A simplified method for synthesis of band-structure-controlled (CuIn)xZn2(1-x)S2 solid solution photocatalysts with high activity of photocatalytic H2 evolution under visible-light irradiation

(CuIn)xZn2(1-x)S2 (x = 0.01–0.5) microspheres were prepared by a simple hydrothermal method. They were characterized by X-ray diffraction (XRD), scanning electron microscopy (SEM), transmission electron microscopy (TEM), UV–Visible diffuse reflectance spectra (UV–Vis), Raman scattering spectra and Brunauer-Emmett-Teller (BET) surface area measurement. It was found that the (CuIn)xZn2(1-x)S2 samples formed solid solution only in the presence of surfactant cetyltrimethylammonium bromide (CTAB). CTAB enabled the increase of the surface area for the (CuIn)xZn2(1-x)S2 solid solutions. Diffuse reflection spectra of the solid solutions shifted monotonically to long wavelength side as the value of x increased. The photocatalytic H2 evolution activity under visible-light irradiation of the solid solutions was evaluated.
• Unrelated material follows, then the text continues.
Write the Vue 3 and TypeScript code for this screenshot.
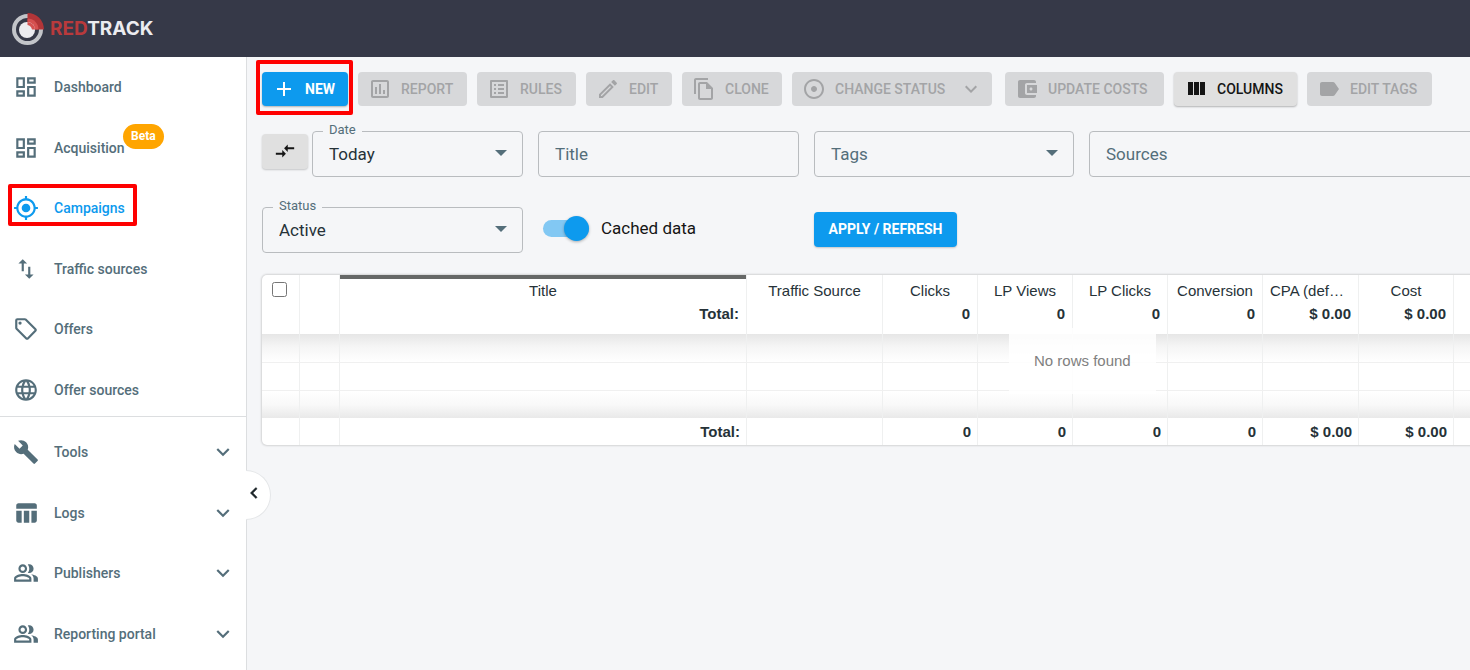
<script setup lang="ts">
import { ref } from 'vue'

interface NavItem {
  label: string
  icon: string
  active?: boolean
  badge?: string
}

interface Action {
  key: string
  label: string
  icon: string
  enabled?: boolean
  menu?: boolean
  marked?: boolean
}

interface Column {
  key: string
  title: string
  total: string
}

const icons: Record<string, string> = {
  dashboard: 'M19 5v2h-4V5h4M9 5v6H5V5h4m10 8v6h-4v-6h4M9 17v2H5v-2h4M21 3h-8v6h8V3zM11 3H3v10h8V3zm10 8h-8v10h8V11zm-10 4H3v6h8v-6z',
  target: 'M12 8c-2.21 0-4 1.79-4 4s1.79 4 4 4 4-1.79 4-4-1.79-4-4-4zm8.94 3c-.46-4.17-3.77-7.48-7.94-7.94V1h-2v2.06C6.83 3.52 3.52 6.83 3.06 11H1v2h2.06c.46 4.17 3.77 7.48 7.94 7.94V23h2v-2.06c4.17-.46 7.48-3.77 7.94-7.94H23v-2h-2.06zM12 19c-3.87 0-7-3.13-7-7s3.13-7 7-7 7 3.13 7 7-3.13 7-7 7z',
  traffic: 'M9 3L5 6.99h3V14h2V6.99h3L9 3zm7 14.01V10h-2v7.01h-3L15 21l4-3.99h-3z',
  tag: 'M21.41 11.58l-9-9C12.04 2.21 11.53 2 11 2H4a2 2 0 00-2 2v7c0 .53.21 1.04.59 1.41l9 9c.36.36.86.59 1.41.59.53 0 1.04-.21 1.41-.59l7-7c.37-.36.59-.86.59-1.41 0-.53-.21-1.04-.59-1.42zM13 20.01L4 11V4h7l9 9-7 7.01zM6.5 5a1.5 1.5 0 100 3 1.5 1.5 0 000-3z',
  globe: 'M11.99 2C6.47 2 2 6.48 2 12s4.47 10 9.99 10C17.52 22 22 17.52 22 12S17.52 2 11.99 2zm6.93 6h-2.95c-.32-1.25-.78-2.45-1.38-3.56 1.84.63 3.37 1.91 4.33 3.56zM12 4.04c.83 1.2 1.48 2.53 1.91 3.96h-3.82c.43-1.43 1.08-2.76 1.91-3.96zM4.26 14C4.1 13.36 4 12.69 4 12s.1-1.36.26-2h3.38c-.08.66-.14 1.32-.14 2 0 .68.06 1.34.14 2H4.26zm.82 2h2.95c.32 1.25.78 2.45 1.38 3.56-1.84-.63-3.37-1.9-4.33-3.56zm2.95-8H5.08c.96-1.66 2.49-2.93 4.33-3.56C8.81 5.55 8.35 6.75 8.03 8zM12 19.96c-.83-1.2-1.48-2.53-1.91-3.96h3.82c-.43 1.43-1.08 2.76-1.91 3.96zM14.34 14H9.66c-.09-.66-.16-1.32-.16-2 0-.68.07-1.35.16-2h4.68c.09.65.16 1.32.16 2 0 .68-.07 1.34-.16 2zm.25 5.56c.6-1.11 1.06-2.31 1.38-3.56h2.95c-.96 1.65-2.49 2.93-4.33 3.56zM16.36 14c.08-.66.14-1.32.14-2 0-.68-.06-1.34-.14-2h3.38c.16.64.26 1.31.26 2s-.1 1.36-.26 2h-3.38z',
  wrench: 'M22.7 19l-9.1-9.1c.9-2.3.4-5-1.5-6.9-2-2-5-2.4-7.4-1.3L9 6 6 9 1.6 4.7C.4 7.1.9 10.1 2.9 12.1c1.9 1.9 4.6 2.4 6.9 1.5l9.1 9.1c.4.4 1 .4 1.4 0l2.3-2.3c.5-.4.5-1.1.1-1.4z',
  table: 'M10 10.02h5V21h-5zM17 21h3c1.1 0 2-.9 2-2v-9h-5v11zm3-18H5c-1.1 0-2 .9-2 2v3h19V5c0-1.1-.9-2-2-2zM3 19c0 1.1.9 2 2 2h3V10.02H3V19z',
  people: 'M16.67 13.13C18.04 14.06 19 15.32 19 17v3h4v-3c0-2.18-3.57-3.47-6.33-3.87zM15 12c2.21 0 4-1.79 4-4s-1.79-4-4-4c-.47 0-.91.1-1.33.24C14.5 5.27 15 6.58 15 8s-.5 2.73-1.33 3.76c.42.14.86.24 1.33.24zM9 12c2.21 0 4-1.79 4-4s-1.79-4-4-4-4 1.79-4 4 1.79 4 4 4zm0-6c1.1 0 2 .9 2 2s-.9 2-2 2-2-.9-2-2 .9-2 2-2zm0 7c-2.67 0-8 1.34-8 4v3h16v-3c0-2.66-5.33-4-8-4zm6 5H3v-.99C3.2 16.29 6.3 15 9 15s5.8 1.29 6 2v1z',
  chevron: 'M16.59 8.59L12 13.17 7.41 8.59 6 10l6 6 6-6z',
  back: 'M15.41 7.41L14 6l-6 6 6 6 1.41-1.41L10.83 12z',
  add: 'M19 13h-6v6h-2v-6H5v-2h6V5h2v6h6v2z',
  report: 'M9 17H7v-7h2v7zm4 0h-2V7h2v10zm4 0h-2v-4h2v4zm2 2H5V5h14v14zm0-16H5c-1.1 0-2 .9-2 2v14c0 1.1.9 2 2 2h14c1.1 0 2-.9 2-2V5c0-1.1-.9-2-2-2z',
  rules: 'M19 5v14H5V5h14m1.1-2H3.9c-.5 0-.9.4-.9.9v16.2c0 .4.4.9.9.9h16.2c.4 0 .9-.5.9-.9V3.9c0-.5-.5-.9-.9-.9zM11 7h6v2h-6V7zm0 4h6v2h-6v-2zm0 4h6v2h-6zM7 7h2v2H7zm0 4h2v2H7zm0 4h2v2H7z',
  edit: 'M14.06 9.02l.92.92L5.92 19H5v-.92l9.06-9.06M17.66 3c-.25 0-.51.1-.7.29l-1.83 1.83 3.75 3.75 1.83-1.83c.39-.39.39-1.02 0-1.41l-2.34-2.34c-.2-.2-.45-.29-.71-.29zm-3.6 3.19L3 17.25V21h3.75L17.81 9.94l-3.75-3.75z',
  clone: 'M16 1H4c-1.1 0-2 .9-2 2v14h2V3h12V1zm-1 4H8c-1.1 0-1.99.9-1.99 2L6 21c0 1.1.89 2 1.99 2H19c1.1 0 2-.9 2-2V11l-6-6zM8 21V7h6v5h5v9H8z',
  status: 'M12 2C6.49 2 2 6.49 2 12s4.49 10 10 10 10-4.49 10-10S17.51 2 12 2zm0 18c-4.41 0-8-3.59-8-8s3.59-8 8-8 8 3.59 8 8-3.59 8-8 8zm3-8c0 1.66-1.34 3-3 3s-3-1.34-3-3 1.34-3 3-3 3 1.34 3 3z',
  wallet: 'M21 18v1c0 1.1-.9 2-2 2H5c-1.11 0-2-.9-2-2V5c0-1.1.89-2 2-2h14c1.1 0 2 .9 2 2v1h-9c-1.11 0-2 .9-2 2v8c0 1.1.89 2 2 2h9zm-9-2h10V8H12v8zm4-2.5c-.83 0-1.5-.67-1.5-1.5s.67-1.5 1.5-1.5 1.5.67 1.5 1.5-.67 1.5-1.5 1.5z',
  columns: 'M10 18h5V5h-5v13zm-6 0h5V5H4v13zM16 5v13h5V5h-5z',
  label: 'M17.63 5.84C17.27 5.33 16.67 5 16 5L5 5.01C3.9 5.01 3 5.9 3 7v10c0 1.1.9 1.99 2 1.99L16 19c.67 0 1.27-.33 1.63-.84L22 12l-4.37-6.16z',
  compare: 'M9.01 14H2v2h7.01v3L13 15l-3.99-4v3zm5.98-1v-3H22V8h-7.01V5L11 9l3.99 4z',
}

const pages: NavItem[] = [
  { label: 'Dashboard', icon: 'dashboard' },
  { label: 'Acquisition', icon: 'dashboard', badge: 'Beta' },
  { label: 'Campaigns', icon: 'target', active: true },
  { label: 'Traffic sources', icon: 'traffic' },
  { label: 'Offers', icon: 'tag' },
  { label: 'Offer sources', icon: 'globe' },
]

const sections: NavItem[] = [
  { label: 'Tools', icon: 'wrench' },
  { label: 'Logs', icon: 'table' },
  { label: 'Publishers', icon: 'people' },
  { label: 'Reporting portal', icon: 'people' },
]

const actions: Action[] = [
  { key: 'new', label: 'NEW', icon: 'add', enabled: true, marked: true },
  { key: 'report', label: 'REPORT', icon: 'report' },
  { key: 'rules', label: 'RULES', icon: 'rules' },
  { key: 'edit', label: 'EDIT', icon: 'edit' },
  { key: 'clone', label: 'CLONE', icon: 'clone' },
  { key: 'status', label: 'CHANGE STATUS', icon: 'status', menu: true },
  { key: 'costs', label: 'UPDATE COSTS', icon: 'wallet' },
  { key: 'columns', label: 'COLUMNS', icon: 'columns', enabled: true },
  { key: 'tags', label: 'EDIT TAGS', icon: 'label' },
]

const columns: Column[] = [
  { key: 'title', title: 'Title', total: 'Total:' },
  { key: 'source', title: 'Traffic Source', total: '' },
  { key: 'clicks', title: 'Clicks', total: '0' },
  { key: 'lp-views', title: 'LP Views', total: '0' },
  { key: 'lp-clicks', title: 'LP Clicks', total: '0' },
  { key: 'conversion', title: 'Conversion', total: '0' },
  { key: 'cpa', title: 'CPA (default)', total: '$ 0.00' },
  { key: 'cost', title: 'Cost', total: '$ 0.00' },
  { key: 'more', title: '', total: '' },
]

const date = ref('Today')
const status = ref('Active')
const tags = ref('')
const source = ref('')
const title = ref('')
const cached = ref(true)
</script>

<template>
  <div class="app">
    <header class="topbar">
      <a class="brand" href="#" aria-label="RedTrack">
        <svg class="brand-mark" viewBox="0 0 32 32" aria-hidden="true">
          <circle cx="15.5" cy="16.5" r="13.5" fill="none" stroke="#c3c5c9" stroke-width="4" />
          <path d="M15.5 0A16.5 16.5 0 0 1 32 16.5H15.5z" fill="#b23538" />
          <path d="M15.5 5.500A11 11 0 0 1 26.500 16.500H15.500z" fill="#d55050" />
          <circle cx="15" cy="17" r="8" fill="#ececf0" />
          <path d="M15.5 9a8 8 0 0 1 7.500 7.500H20A6 6 0 0 0 15.500 12z" fill="#d55050" />
        </svg>
        <span class="brand-name"><span class="brand-red">RED</span>TRACK</span>
      </a>
    </header>

    <div class="layout">
      <aside class="sidebar">
        <nav aria-label="Main">
          <ul class="nav pages">
            <li v-for="item in pages" :key="item.label" class="nav-row">
              <a class="nav-item" :class="{ active: item.active }" href="#">
                <svg class="nav-icon" viewBox="0 0 24 24" aria-hidden="true"><path :d="icons[item.icon]" /></svg>
                <span>{{ item.label }}</span>
              </a>
              <span v-if="item.badge" class="badge">{{ item.badge }}</span>
              <span v-if="item.active" class="marker nav-marker" aria-hidden="true"></span>
            </li>
          </ul>
          <ul class="nav sections">
            <li v-for="item in sections" :key="item.label" class="nav-row">
              <button class="nav-item" type="button" aria-expanded="false">
                <svg class="nav-icon" viewBox="0 0 24 24" aria-hidden="true"><path :d="icons[item.icon]" /></svg>
                <span>{{ item.label }}</span>
                <svg class="nav-icon nav-chevron" viewBox="0 0 24 24" aria-hidden="true"><path :d="icons.chevron" /></svg>
              </button>
            </li>
          </ul>
        </nav>
        <button class="collapse" type="button" aria-label="Collapse menu">
          <svg class="collapse-icon" viewBox="0 0 24 24" aria-hidden="true"><path :d="icons.back" /></svg>
        </button>
      </aside>

      <main class="content">
        <div class="toolbar">
          <div v-for="action in actions" :key="action.key" class="action" :class="`action-${action.key}`">
            <button class="btn" type="button" :disabled="!action.enabled">
              <svg class="btn-icon" viewBox="0 0 24 24" aria-hidden="true"><path :d="icons[action.icon]" /></svg>
              <span>{{ action.label }}</span>
              <svg v-if="action.menu" class="btn-icon btn-chevron" viewBox="0 0 24 24" aria-hidden="true"><path :d="icons.chevron" /></svg>
            </button>
            <span v-if="action.marked" class="marker action-marker" aria-hidden="true"></span>
          </div>
        </div>

        <form class="filters" @submit.prevent>
          <div class="date-group">
            <button class="compare" type="button" aria-label="Compare dates">
              <svg class="compare-icon" viewBox="0 0 24 24" aria-hidden="true"><path :d="icons.compare" /></svg>
            </button>
            <div class="field">
              <label class="field-label" for="date">Date</label>
              <select id="date" v-model="date" class="control">
                <option>Today</option>
                <option>Yesterday</option>
              </select>
              <span class="arrow" aria-hidden="true"></span>
            </div>
          </div>
          <div class="field">
            <input v-model="title" class="control" type="text" placeholder="Title" aria-label="Title" />
          </div>
          <div class="field">
            <select v-model="tags" class="control empty" aria-label="Tags">
              <option value="">Tags</option>
            </select>
            <span class="arrow" aria-hidden="true"></span>
          </div>
          <div class="field">
            <select v-model="source" class="control empty" aria-label="Sources">
              <option value="">Sources</option>
            </select>
          </div>
          <div class="field">
            <label class="field-label" for="status">Status</label>
            <select id="status" v-model="status" class="control">
              <option>Active</option>
              <option>Paused</option>
            </select>
            <span class="arrow" aria-hidden="true"></span>
          </div>
          <label class="switch" for="cached">
            <input id="cached" v-model="cached" class="switch-input" type="checkbox" role="switch" />
            <span>Cached data</span>
          </label>
          <button class="apply" type="submit">APPLY / REFRESH</button>
        </form>

        <section class="grid" aria-label="Campaigns">
          <table>
            <colgroup>
              <col class="col-check" />
              <col class="col-icon" />
              <col v-for="col in columns" :key="col.key" :class="`col-${col.key}`" />
            </colgroup>
            <thead>
              <tr class="titles">
                <th><input class="check" type="checkbox" aria-label="Select all" /></th>
                <th></th>
                <th v-for="col in columns" :key="col.key" :class="{ sorted: col.key === 'title' }">{{ col.title }}</th>
              </tr>
              <tr class="totals">
                <td></td>
                <td></td>
                <td v-for="col in columns" :key="col.key">{{ col.total }}</td>
              </tr>
            </thead>
            <tbody>
              <tr v-for="row in 3" :key="row">
                <td v-for="cell in columns.length + 2" :key="cell"></td>
              </tr>
            </tbody>
            <tfoot>
              <tr>
                <td></td>
                <td></td>
                <td v-for="col in columns" :key="col.key">{{ col.total }}</td>
              </tr>
            </tfoot>
          </table>
          <p class="no-rows">No rows found</p>
        </section>
      </main>
    </div>
  </div>
</template>

<style>
body {
  background: #f5f6f8;
}
</style>

<style scoped>
.app {
  display: flex;
  flex-direction: column;
  height: 100vh;
  overflow: hidden;
  font-family: Roboto, "Liberation Sans", sans-serif;
  color: #263238;
}

.app *,
.app *::before {
  box-sizing: border-box;
}

svg {
  display: block;
  flex: none;
  fill: currentColor;
}

button {
  font-family: inherit;
  cursor: pointer;
}

.topbar {
  flex: none;
  display: flex;
  align-items: center;
  height: 57px;
  padding: 0 12px;
  background: #363948;
}

.brand {
  display: flex;
  align-items: center;
  gap: 6px;
  color: #ececf0;
  text-decoration: none;
}

.brand-mark {
  width: 32px;
  height: 32px;
}

.brand-name {
  font: 700 19px/24px Inter, "Liberation Sans", sans-serif;
}

.brand-red {
  color: #b93a3c;
}

.layout {
  flex: 1;
  display: flex;
  min-height: 0;
}

.sidebar {
  position: relative;
  z-index: 1;
  flex: none;
  width: 247px;
  border-right: 1px solid #dcdee0;
  background: #fff;
}

.nav {
  display: flex;
  flex-direction: column;
  justify-content: space-between;
  margin: 0;
  padding: 0;
  list-style: none;
}

.pages {
  min-height: 360px;
  padding: 6px 0 2px;
  border-bottom: 1px solid #dcdee0;
}

.sections {
  min-height: 241px;
  padding-top: 11px;
}

.nav-row {
  position: relative;
}

.nav-item {
  display: flex;
  align-items: center;
  gap: 15px;
  width: 100%;
  height: 48px;
  padding: 0 10px 0 13px;
  border: 0;
  background: none;
  color: #546e7a;
  font-size: 14px;
  font-weight: 500;
  line-height: 20px;
  text-decoration: none;
}

.nav-item.active {
  color: #0d9aee;
}

.nav-icon {
  width: 26px;
  height: 26px;
}

.nav-chevron {
  margin-left: auto;
}

.badge {
  position: absolute;
  top: 0;
  left: 123px;
  padding: 0 8px;
  border-radius: 13px;
  background: #ffa500;
  color: #fff;
  font-size: 12px;
  font-weight: 700;
  line-height: 25px;
}

.marker {
  position: absolute;
  border: 4px solid #fe0000;
  border-radius: 2px;
  pointer-events: none;
}

.nav-marker {
  top: 0;
  left: 8px;
  width: 129px;
  height: 42px;
}

.action-marker {
  inset: -12px -5px -9px -6px;
}

.collapse {
  position: absolute;
  top: 413px;
  left: 246px;
  display: flex;
  align-items: center;
  width: 25px;
  height: 50px;
  padding: 0 0 4px;
  border: 1px solid #e4e6e8;
  border-left: 0;
  border-radius: 0 25px 25px 0;
  background: #fff;
  color: #1d2529;
}

.collapse-icon {
  width: 22px;
  height: 22px;
  margin-left: -3px;
  stroke: currentColor;
  stroke-width: 0.5;
}

.content {
  flex: 1;
  min-width: 0;
  padding: 15px 0 0 15px;
  overflow: hidden;
}

.toolbar {
  display: flex;
  gap: 10px;
}

.action {
  position: relative;
  flex: none;
}

.btn {
  display: flex;
  align-items: center;
  gap: 9px;
  width: 100%;
  height: 34px;
  padding: 0 9px 0 10px;
  border: 0;
  border-radius: 4px;
  background: #e0e0e0;
  color: #151515;
  font-size: 14px;
  font-weight: 500;
  white-space: nowrap;
  box-shadow: 0 1px 2px rgba(0, 0, 0, 0.28);
}

.btn:disabled {
  background: #d7d8da;
  color: #a3a4a6;
  box-shadow: none;
}

.btn-icon {
  width: 24px;
  height: 24px;
}

.btn-chevron {
  margin-left: auto;
}

.action-new { width: 86px; }
.action-report { width: 109px; }
.action-rules { width: 99px; }
.action-edit { width: 86px; }
.action-clone { width: 100px; }
.action-status { width: 200px; margin-right: 3px; }
.action-costs { width: 159px; }
.action-columns { width: 123px; }
.action-tags { width: 125px; }

.action-new .btn {
  background: #0d9aee;
  color: #fff;
  font-weight: 700;
}

.filters {
  display: grid;
  grid-template-columns: 261fr 261fr 260fr 401fr;
  gap: 30px 15px;
  align-items: center;
  margin: 25px -20px 0 0;
}

.date-group {
  display: flex;
  align-items: center;
  gap: 4px;
}

.compare {
  display: flex;
  align-items: center;
  justify-content: center;
  width: 46px;
  height: 35px;
  margin-bottom: 6px;
  padding: 0;
  border: 0;
  border-radius: 4px;
  background: #e0e0e0;
  color: #151515;
  box-shadow: 0 1px 2px rgba(0, 0, 0, 0.2);
}

.compare-icon {
  width: 22px;
  height: 22px;
}

.field {
  position: relative;
  flex: 1;
  min-width: 0;
}

.field-label {
  position: absolute;
  top: -9px;
  left: 11px;
  padding: 0 6px;
  background: #f5f6f8;
  color: #546e7a;
  font-size: 13px;
  line-height: 16px;
}

.control {
  display: block;
  width: 100%;
  height: 46px;
  padding: 0 16px;
  border: 1px solid #b9bcbf;
  border-radius: 4px;
  outline: 0;
  background: transparent;
  color: #263238;
  font-family: inherit;
  font-size: 17px;
  appearance: none;
}

.control.empty,
.control::placeholder {
  color: #546e7a;
  opacity: 1;
}

.arrow {
  position: absolute;
  top: 19px;
  right: 16px;
  border: 6px solid transparent;
  border-top-color: #546e7a;
  border-bottom: 0;
  pointer-events: none;
}

.switch {
  display: flex;
  align-items: center;
  gap: 12px;
  padding: 0 0 4px 5px;
  color: #151515;
  font-size: 17px;
  line-height: 24px;
}

.switch-input {
  position: relative;
  width: 46px;
  height: 17px;
  margin: 0;
  border-radius: 9px;
  background: #82c8f3;
  appearance: none;
}

.switch-input::before {
  content: "";
  position: absolute;
  top: -4px;
  left: 0;
  width: 25px;
  height: 25px;
  border-radius: 50%;
  background: #fafafa;
  box-shadow: 0 1px 3px rgba(0, 0, 0, 0.3);
}

.switch-input:checked::before {
  right: 0;
  left: auto;
  background: #0d9aee;
}

.apply {
  justify-self: start;
  width: 143px;
  height: 35px;
  margin-bottom: 2px;
  padding: 0;
  border: 0;
  border-radius: 4px;
  background: #0d9aee;
  color: #fff;
  font-size: 14px;
  font-weight: 700;
  white-space: nowrap;
  box-shadow: 0 1px 2px rgba(0, 0, 0, 0.2);
}

.grid {
  position: relative;
  margin: 22px -20px 0 0;
  border-radius: 5px;
  background: #fff;
  box-shadow: 0 0 2px 1px rgba(0, 0, 0, 0.14);
}

table {
  width: 100%;
  border-spacing: 0;
  table-layout: fixed;
  font-family: "Liberation Sans", Arial, sans-serif;
  font-size: 15px;
  line-height: 20px;
}

.col-check { width: 38px; }
.col-icon { width: 40px; }
.col-source { width: 136px; }
.col-clicks,
.col-lp-views,
.col-lp-clicks,
.col-conversion,
.col-cost { width: 95px; }
.col-cpa { width: 96px; }
.col-more { width: 36px; }

th,
td {
  overflow: hidden;
  padding: 0 7px;
  border-right: 1px solid #eff0f0;
  text-overflow: ellipsis;
  white-space: nowrap;
}

th {
  height: 29px;
  padding-top: 3px;
  font-weight: 400;
  text-align: center;
}

th.sorted {
  box-shadow: inset 0 4px #666867;
}

th:first-child {
  padding: 0;
}

td {
  font-weight: 700;
  text-align: right;
}

.check {
  display: block;
  width: 15px;
  height: 15px;
  margin: 0 0 0 10px;
}

.totals td {
  height: 30px;
  padding-bottom: 10px;
}

tbody td {
  height: 28px;
  border-bottom: 1px solid #f0f0f0;
}

tbody tr:first-child td {
  height: 29px;
  background: linear-gradient(#e6e6e6, #f5f5f5 45%, #fff);
}

tbody tr:last-child td {
  height: 27px;
  border-bottom: 0;
  background: linear-gradient(#fff, #f9f9f9 50%, #e9e9e9);
}

tfoot td {
  height: 27px;
  padding-right: 6px;
}

.no-rows {
  position: absolute;
  top: 53px;
  left: 747px;
  margin: 0;
  padding: 23px 25px;
  background: rgba(255, 255, 255, 0.85);
  color: #808080;
  font: 15px/20px "Liberation Sans", Arial, sans-serif;
}
</style>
The result showed that the activity depended on their corresponding compositions closely. Ru (1.5 wt%)-loaded (CuIn)0.2Zn1.6S2 showed the highest photocatalytic activity of 198.09 μmol h−1 under visible-light irradiation, and the apparent quantum yield amounted to 15.45% at 420 nm. Furthermore, the density functional theory (DFT) calculations showed that the solid solution with the ration of ZnS and CuInS2, 6:1, was a direct band gap semiconductor. The valence band consisted of the hybrid orbital of S 3p and Cu 3d and the conduction band consisted of In 5s5p orbital mixed with Zn 4s4p. The energy band structure resulted in the visible-light response of the solid solution, and affected its photocatalytic performance.